System Design

My system is called nitrous [note name]. This section describes its design and how the goals influence it. The design is based on the techniques developed by the off-line (aka self-applicable) Partial Evaluation (PE) community [JoGoSe93]. The following subsections provide detailed technical information.

  1. root language
  2. interface to cogen
  3. binding time analysis
  4. generation pass
  5. variable splitting
  6. lift compiler

Currently Nitrous is implemented with scheme48 [scheme48], an efficient bytecoded Scheme. Scheme is very good for prototyping languages.

The rest of this section serves as a summary of and map to the subsections.

The easiest way it to make cogen composable is to make make cogen accept the same language as it produces. I call this language root. To facilitate fast compilers root is just an abstract machine language (see root for more).

The compiler generator itself is called cogen. It takes a procedure and a binding time pattern as arguments. The binding time pattern specifies which of the interpreter's arguments are the program (S) and which are the data (D) (see interface for more).

How does cogen work? It makes two passes over the interpreter. The first pass factors the program into the generating extension and the residual code, this pass is called binding time analysis (see bta for more). There are two main ways of implementing BTA: with type inference [Henglein91] or via abstract interpretation [Consel93]. The prototype currently is oriented towards the latter, though an inference system may eventually prove better.

The second pass (usually called `specialization', though `generation' is more accurate here since this is a direct cogen) recursively traverses the code structures of the interpreter and converts each into a compiler (generating extension). Static instructions are copied into the compiler as they are. Dynamic instructions appear as templates: they produce the output from the compiler (see gen for more).

There are three environments (envs) to keep straight: the metastatic env, the static env, and the dynamic env. The metastatic env (also called the BT env, or the analysis env, or cogen's env) exists in the abstract interpretation, it maps all the program's variables to binding times. The static env (also called the compiler env) exists in the compiler, it maps the static variables to values. The dynamic env (also called the residual env) exists in the generated code. Note that if cogen is applied to an interpreter with an environment, then there are four.

Both cogen itself and the compilers it produces are memoizing. Memoization is used to avoid infinite programs by producing loops. Cogen memoizes on binding times. Generated compilers memoize on static values. (see envs) (see gen) (see layers).

Variable splitting is a technique for eliminating unnecessary intermediate data structures in programs. While this is a generally useful optimization, it is a necessity in PE if environments are to be treated efficiently (see splitting for more).

Inlining is another generally useful optimization that is required to get decent results from PE.

It is important that variable splitting and inlining not just be handled as general post-pass optimizations; that would be too slow. Instead specialized versions of these optimizations will be integrated into the generated compilers.
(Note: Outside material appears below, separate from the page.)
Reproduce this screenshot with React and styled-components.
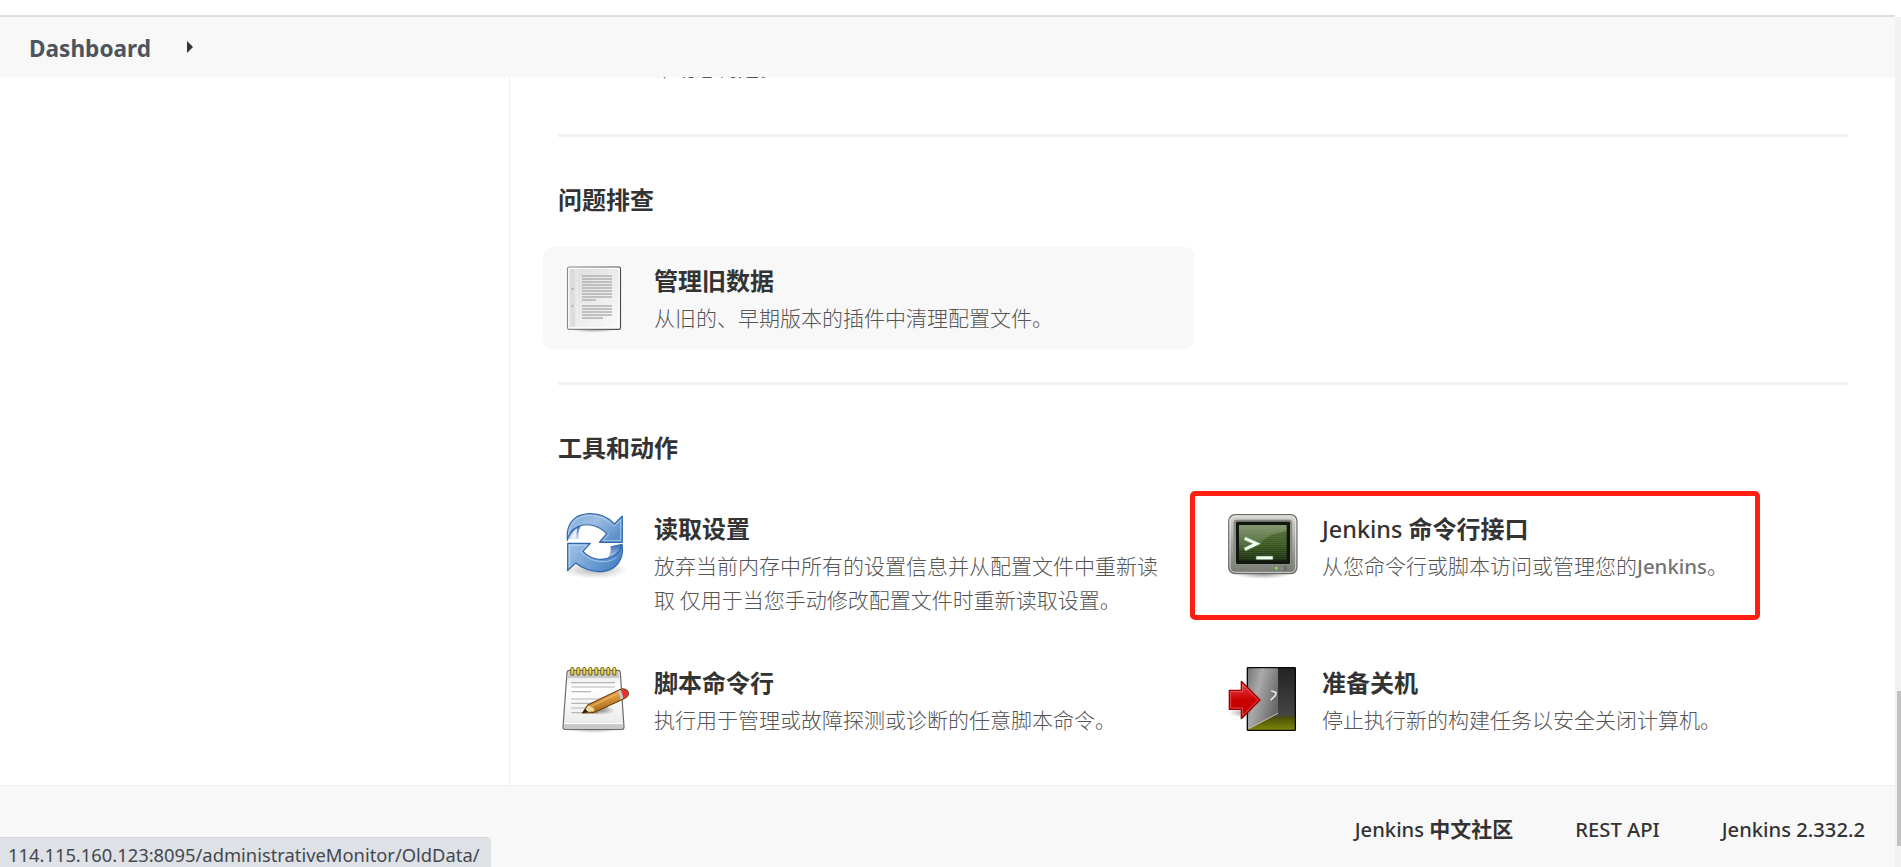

Side-effects are handled simply by forcing them all to runtime, thus compilers must be purely functional. This is an important deficiency. It appears likely that analysis can overcome this [Heintze94].


In summary, the design objectives and how they are satisfied are:

fast compilers
compilers produce (and the backend accepts) abstract machine code.

semiautomatic
directly implemented cogen based on partial evaluation converts interpreters into compilers with minimal human direction.

composable
since cogen's output language is the same as its input language both multiple layers of interpreters and multiple stages of compilation are handled.

powerful
nitrous already handles higher-order jumps, polymorphism, data structures, and dynamic side-effects. At least modules, exceptions, and compile-time side-effects remain.

predictable
since I have no fear of annotation and binding time assertions, the results and termination of cogen should be understood by the programmer.